* Exercise objective
In the entries below, count every line with the word "that". Return only the count.

* Stored rows
--- Start ---

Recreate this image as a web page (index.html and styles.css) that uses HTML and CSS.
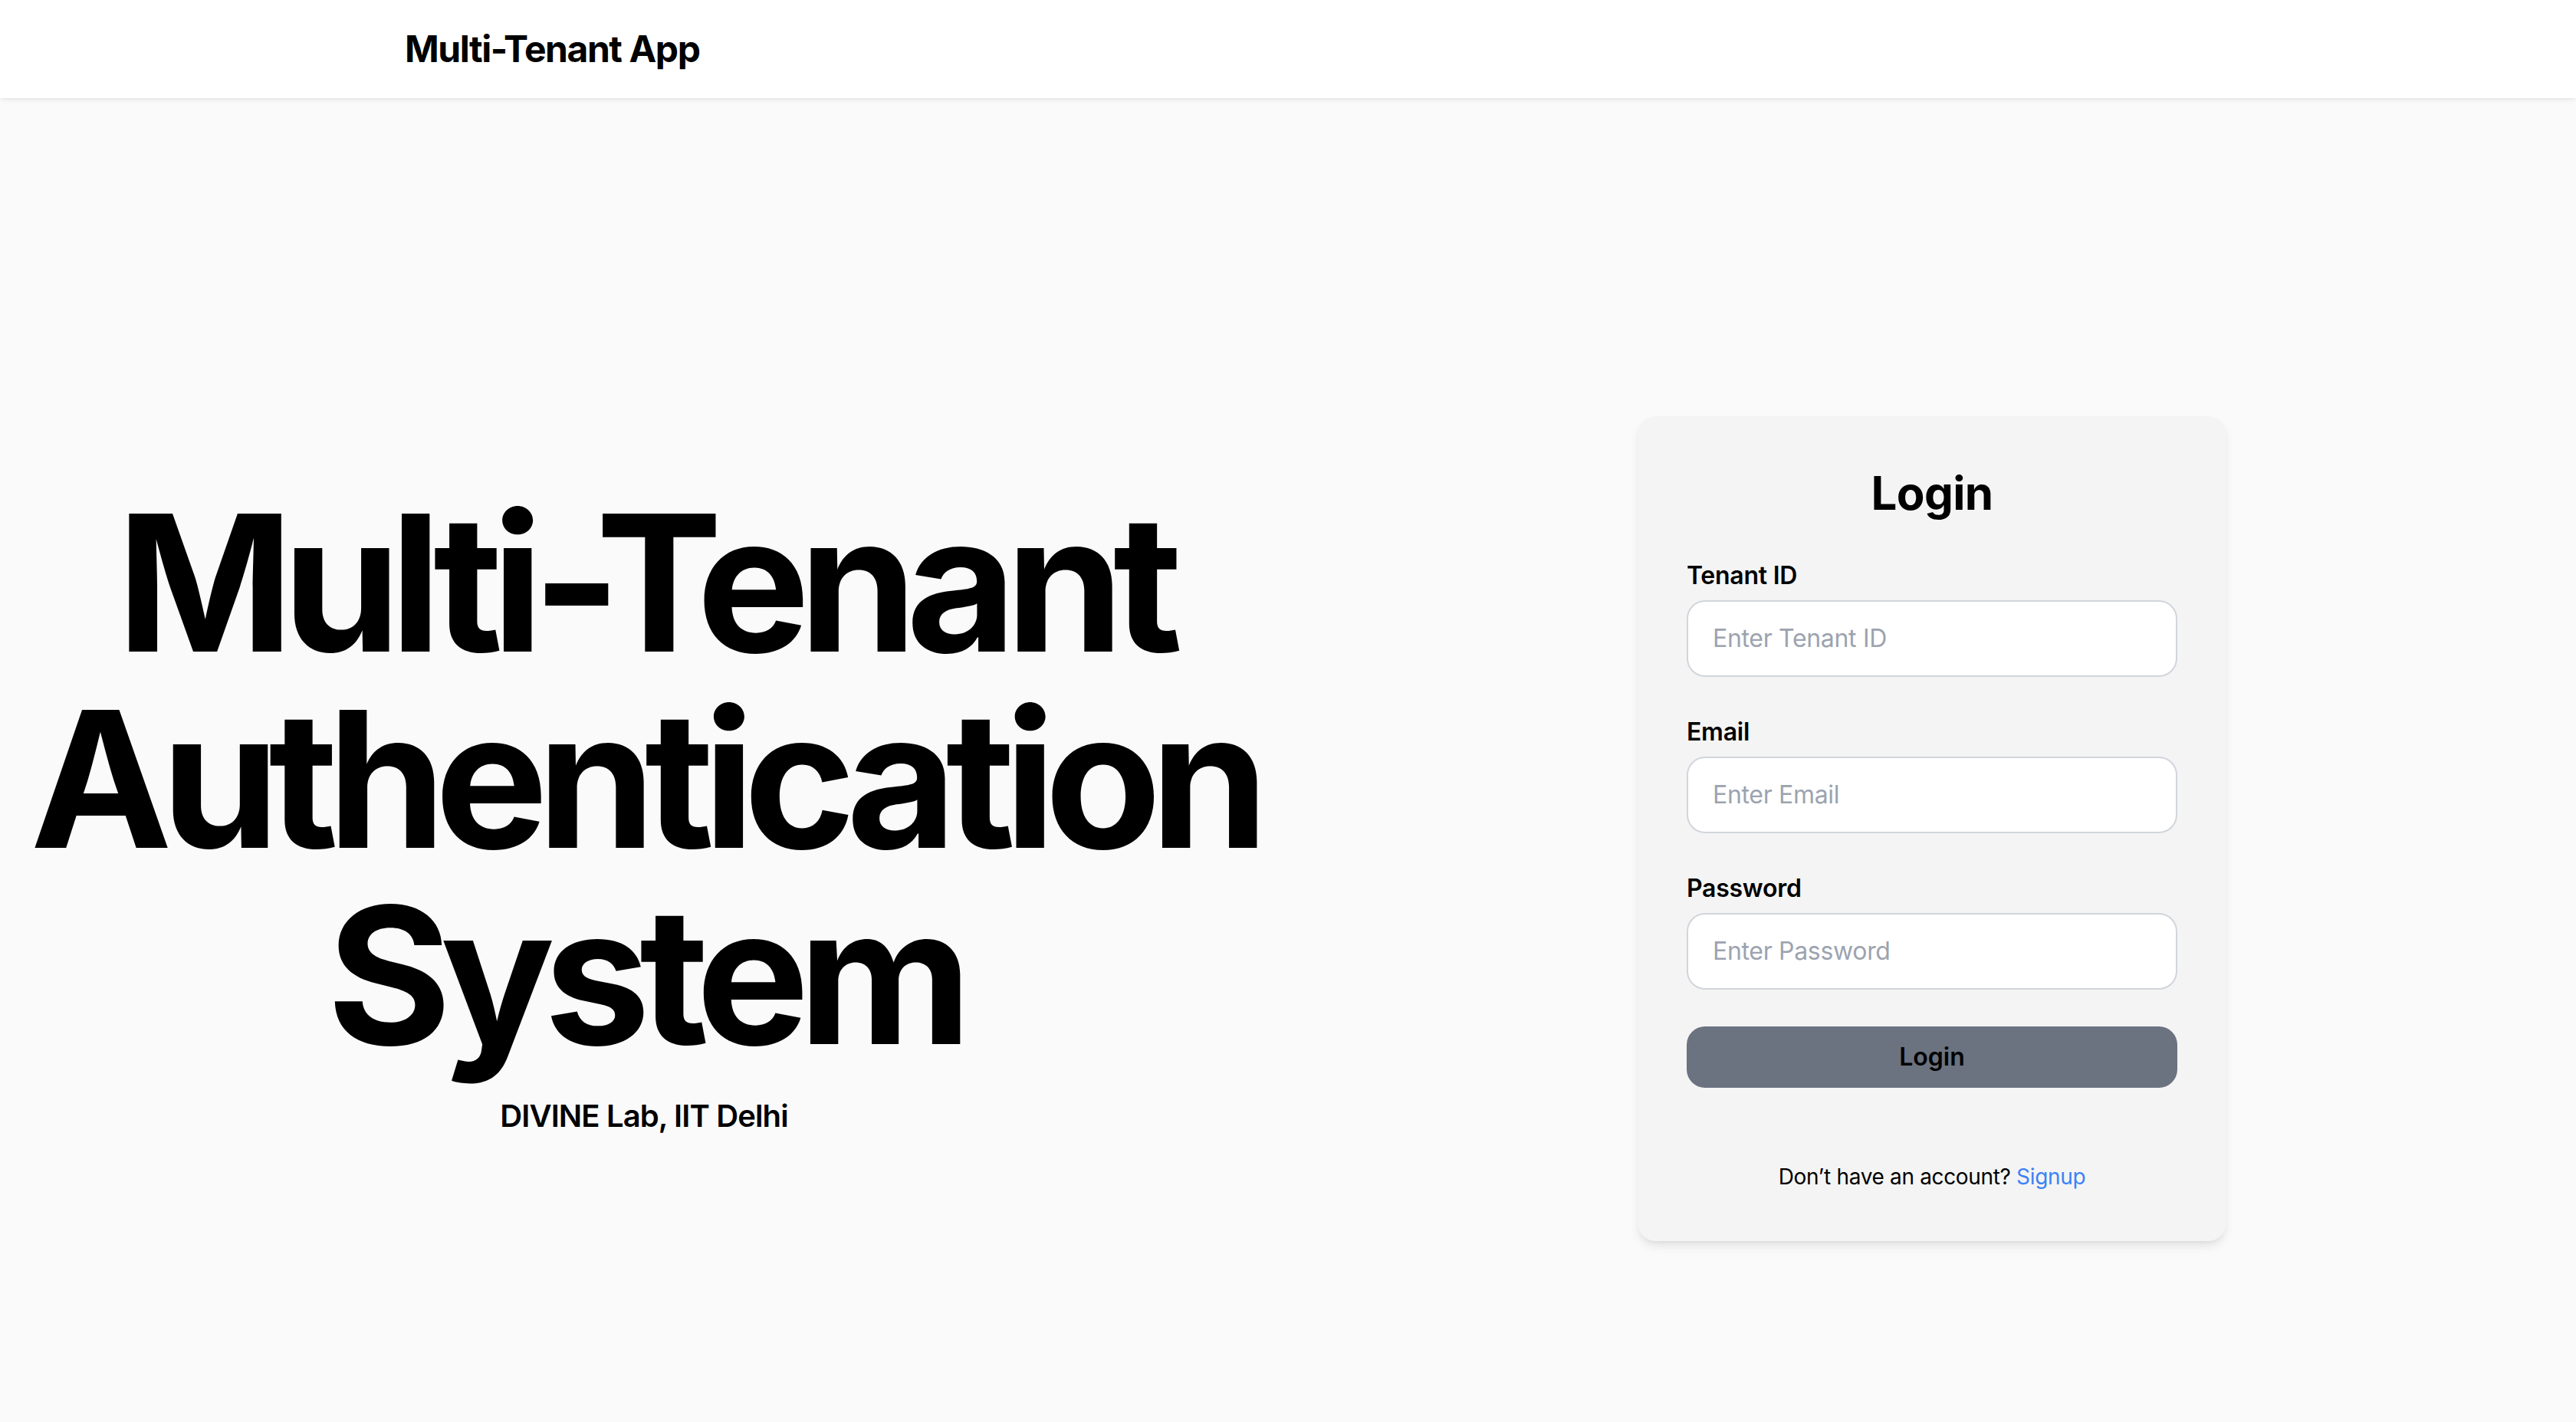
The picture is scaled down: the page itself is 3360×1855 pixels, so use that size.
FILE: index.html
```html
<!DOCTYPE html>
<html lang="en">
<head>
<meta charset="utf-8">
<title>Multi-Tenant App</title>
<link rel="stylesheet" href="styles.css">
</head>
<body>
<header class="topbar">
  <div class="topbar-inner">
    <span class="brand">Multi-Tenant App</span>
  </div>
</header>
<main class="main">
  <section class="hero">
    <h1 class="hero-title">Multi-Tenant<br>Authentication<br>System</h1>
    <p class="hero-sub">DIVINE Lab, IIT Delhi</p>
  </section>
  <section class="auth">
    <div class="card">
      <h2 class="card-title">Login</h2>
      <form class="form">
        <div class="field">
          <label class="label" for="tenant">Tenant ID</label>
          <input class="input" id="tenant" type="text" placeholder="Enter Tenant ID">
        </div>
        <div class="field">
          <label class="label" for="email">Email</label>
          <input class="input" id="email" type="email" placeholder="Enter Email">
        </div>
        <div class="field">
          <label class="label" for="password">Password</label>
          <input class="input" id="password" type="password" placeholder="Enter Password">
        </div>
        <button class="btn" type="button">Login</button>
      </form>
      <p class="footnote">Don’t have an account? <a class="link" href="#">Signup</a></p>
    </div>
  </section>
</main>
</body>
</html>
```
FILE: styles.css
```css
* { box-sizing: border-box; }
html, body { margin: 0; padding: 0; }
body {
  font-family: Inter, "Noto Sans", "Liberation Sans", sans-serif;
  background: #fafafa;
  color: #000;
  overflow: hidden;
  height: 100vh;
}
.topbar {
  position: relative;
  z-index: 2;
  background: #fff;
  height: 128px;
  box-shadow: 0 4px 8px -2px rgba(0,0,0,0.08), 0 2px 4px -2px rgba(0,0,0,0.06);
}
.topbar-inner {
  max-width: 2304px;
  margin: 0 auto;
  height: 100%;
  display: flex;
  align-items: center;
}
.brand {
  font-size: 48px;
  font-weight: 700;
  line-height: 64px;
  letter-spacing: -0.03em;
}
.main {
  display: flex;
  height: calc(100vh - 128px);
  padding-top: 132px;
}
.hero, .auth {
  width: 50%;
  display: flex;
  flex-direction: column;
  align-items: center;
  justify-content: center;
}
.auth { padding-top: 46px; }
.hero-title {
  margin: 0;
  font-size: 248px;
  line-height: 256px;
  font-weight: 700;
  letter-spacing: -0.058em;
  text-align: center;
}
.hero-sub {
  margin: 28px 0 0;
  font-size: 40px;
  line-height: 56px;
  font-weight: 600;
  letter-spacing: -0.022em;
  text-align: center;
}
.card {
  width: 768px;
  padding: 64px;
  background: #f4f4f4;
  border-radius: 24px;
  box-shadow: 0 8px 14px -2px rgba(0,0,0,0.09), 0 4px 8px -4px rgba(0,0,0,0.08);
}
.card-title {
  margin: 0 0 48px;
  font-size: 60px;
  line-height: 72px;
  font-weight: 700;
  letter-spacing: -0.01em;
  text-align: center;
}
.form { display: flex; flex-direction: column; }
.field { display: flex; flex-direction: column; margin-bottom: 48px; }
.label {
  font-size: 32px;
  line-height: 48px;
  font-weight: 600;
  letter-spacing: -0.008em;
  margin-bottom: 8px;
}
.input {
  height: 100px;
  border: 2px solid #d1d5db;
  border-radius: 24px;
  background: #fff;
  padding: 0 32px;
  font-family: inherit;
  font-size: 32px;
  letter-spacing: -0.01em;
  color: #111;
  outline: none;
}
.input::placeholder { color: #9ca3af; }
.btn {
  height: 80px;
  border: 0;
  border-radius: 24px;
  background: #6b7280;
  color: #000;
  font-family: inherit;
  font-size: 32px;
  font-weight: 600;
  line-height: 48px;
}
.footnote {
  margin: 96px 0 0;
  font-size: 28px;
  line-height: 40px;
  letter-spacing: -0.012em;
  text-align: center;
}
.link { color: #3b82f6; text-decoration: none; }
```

--- End ---
--- Start ---

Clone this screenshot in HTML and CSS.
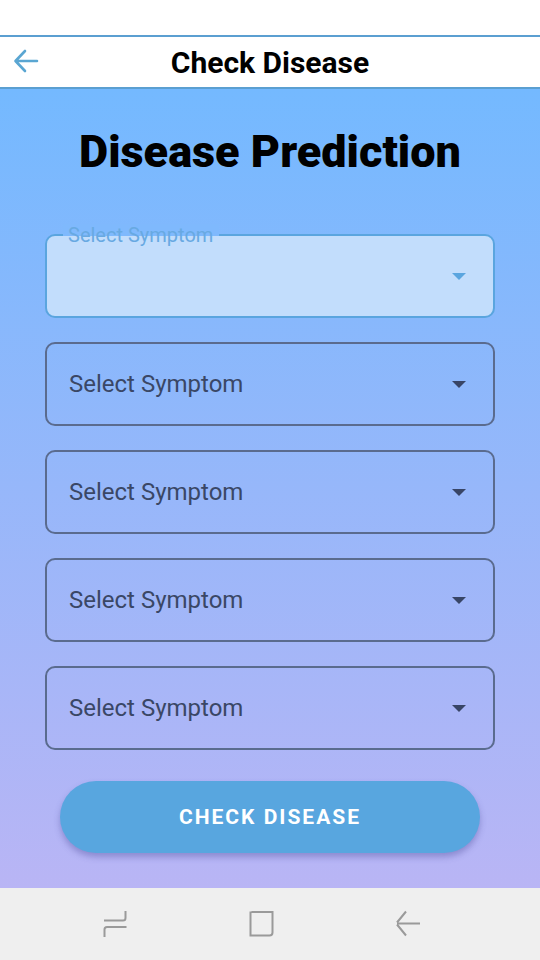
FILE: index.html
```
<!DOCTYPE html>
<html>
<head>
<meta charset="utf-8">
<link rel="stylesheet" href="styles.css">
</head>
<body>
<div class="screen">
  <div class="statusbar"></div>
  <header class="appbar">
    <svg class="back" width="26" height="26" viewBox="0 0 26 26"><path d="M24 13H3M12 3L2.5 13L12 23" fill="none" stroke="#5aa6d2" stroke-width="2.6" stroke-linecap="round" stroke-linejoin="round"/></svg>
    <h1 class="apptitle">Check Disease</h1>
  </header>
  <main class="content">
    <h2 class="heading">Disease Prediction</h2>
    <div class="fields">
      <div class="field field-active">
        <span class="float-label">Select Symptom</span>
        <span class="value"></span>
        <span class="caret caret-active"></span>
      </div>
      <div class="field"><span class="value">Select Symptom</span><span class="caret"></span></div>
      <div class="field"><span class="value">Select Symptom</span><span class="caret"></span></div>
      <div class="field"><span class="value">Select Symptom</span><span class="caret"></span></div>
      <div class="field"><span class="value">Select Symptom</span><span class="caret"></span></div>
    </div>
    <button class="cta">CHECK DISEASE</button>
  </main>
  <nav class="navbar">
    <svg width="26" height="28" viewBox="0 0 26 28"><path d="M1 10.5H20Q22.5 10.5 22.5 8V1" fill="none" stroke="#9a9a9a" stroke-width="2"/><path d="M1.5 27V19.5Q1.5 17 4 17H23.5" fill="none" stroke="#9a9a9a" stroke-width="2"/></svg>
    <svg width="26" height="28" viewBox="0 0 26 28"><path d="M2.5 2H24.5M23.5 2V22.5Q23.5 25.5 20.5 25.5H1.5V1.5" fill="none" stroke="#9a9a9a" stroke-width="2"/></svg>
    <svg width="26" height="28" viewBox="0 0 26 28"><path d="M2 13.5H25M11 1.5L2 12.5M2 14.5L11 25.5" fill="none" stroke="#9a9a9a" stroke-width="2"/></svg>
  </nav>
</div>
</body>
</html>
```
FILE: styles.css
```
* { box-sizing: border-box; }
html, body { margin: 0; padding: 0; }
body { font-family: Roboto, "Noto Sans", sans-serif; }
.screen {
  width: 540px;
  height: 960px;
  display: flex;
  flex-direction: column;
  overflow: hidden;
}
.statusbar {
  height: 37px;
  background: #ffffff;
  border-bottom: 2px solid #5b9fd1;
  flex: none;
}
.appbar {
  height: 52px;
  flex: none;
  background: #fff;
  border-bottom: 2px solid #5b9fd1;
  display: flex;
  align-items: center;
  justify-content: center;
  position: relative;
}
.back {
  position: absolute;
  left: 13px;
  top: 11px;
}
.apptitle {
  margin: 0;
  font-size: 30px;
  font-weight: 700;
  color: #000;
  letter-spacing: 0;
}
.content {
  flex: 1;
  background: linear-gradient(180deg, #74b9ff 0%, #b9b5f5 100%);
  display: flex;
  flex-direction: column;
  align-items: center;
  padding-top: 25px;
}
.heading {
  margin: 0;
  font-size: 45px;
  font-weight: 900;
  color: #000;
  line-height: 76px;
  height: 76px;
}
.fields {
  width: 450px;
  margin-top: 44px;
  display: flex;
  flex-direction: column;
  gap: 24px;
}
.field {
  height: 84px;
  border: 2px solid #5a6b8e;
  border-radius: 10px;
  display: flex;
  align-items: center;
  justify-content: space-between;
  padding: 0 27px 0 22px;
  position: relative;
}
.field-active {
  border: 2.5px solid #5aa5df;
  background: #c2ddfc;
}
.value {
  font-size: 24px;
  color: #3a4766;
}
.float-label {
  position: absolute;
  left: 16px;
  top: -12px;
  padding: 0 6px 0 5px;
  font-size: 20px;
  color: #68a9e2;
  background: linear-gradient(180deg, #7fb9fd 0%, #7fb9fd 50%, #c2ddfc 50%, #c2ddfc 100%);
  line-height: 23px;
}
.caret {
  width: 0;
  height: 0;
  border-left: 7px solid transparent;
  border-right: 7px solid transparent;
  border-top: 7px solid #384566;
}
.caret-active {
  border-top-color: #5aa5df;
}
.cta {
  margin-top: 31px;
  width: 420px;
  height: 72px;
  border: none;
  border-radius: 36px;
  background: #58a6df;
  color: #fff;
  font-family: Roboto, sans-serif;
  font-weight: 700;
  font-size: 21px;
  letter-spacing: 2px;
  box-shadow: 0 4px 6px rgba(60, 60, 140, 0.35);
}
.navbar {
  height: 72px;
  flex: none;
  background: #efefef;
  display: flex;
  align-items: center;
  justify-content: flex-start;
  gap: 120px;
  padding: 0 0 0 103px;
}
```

--- End ---

* Result of this task
2